MovieChat Forums > The ABCs of Death (2013) Discussion > G is for Gravity Explained

G is for Gravity Explained


Normally I would decry how dense and unobservant filmgoers are nowadays, but after absurd assfest of asininity that was F is for Fart several thought centers of even my brain were threatening to shut down permanently.

G is for Gravity opens, in first-person view, with a presumably male protagonist driving to the beach for one last ride on his surfboard. As he unloads his gear he places several bricks in a backpack, which he straps on (remember this, it's important later). He totes his board down the beach breathing heavily, probably nervously, possibly sobbing and enters the ocean and mounts up. He paddles out for a while until the water is sufficiently deep and then dismounts the surfboard.

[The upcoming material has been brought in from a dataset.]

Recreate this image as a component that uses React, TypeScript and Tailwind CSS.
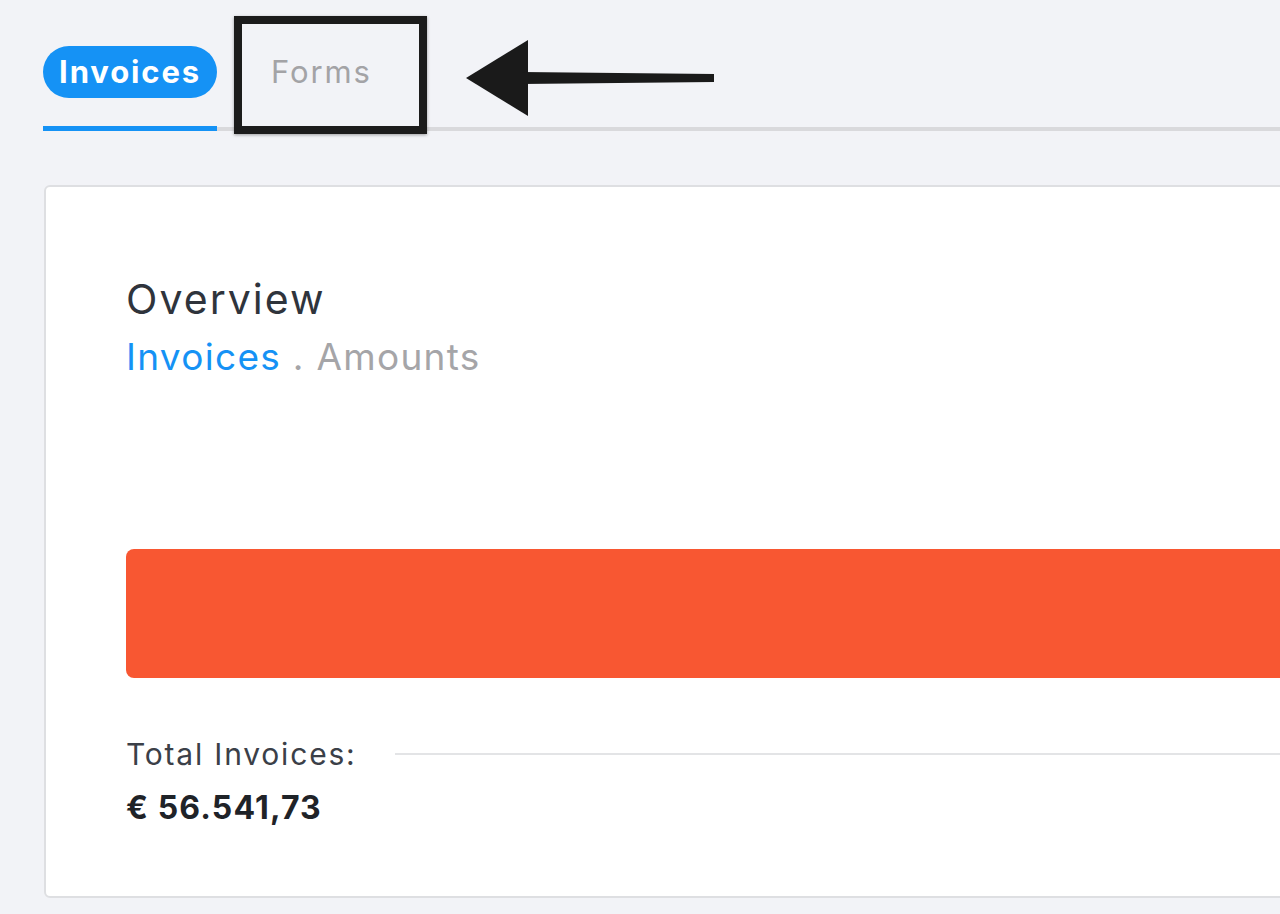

Ah, but remember the backpack full of bricks? Their additional mass weighs down our protagonist and keeps him from surfacing again, whence he would find a breath of life-giving air. It seems GRAVITY made it so. Any doubt is washed away in the final shot of the surfboard's aft pointing skyward, opposite the combined mass of our now-dead protagonist, his backpack, and the bricks held in their position beneath the water's surface by the force of gravity.

M. Night Serling could not have pulled off a better twist, lest he was still alive or didn't start sucking.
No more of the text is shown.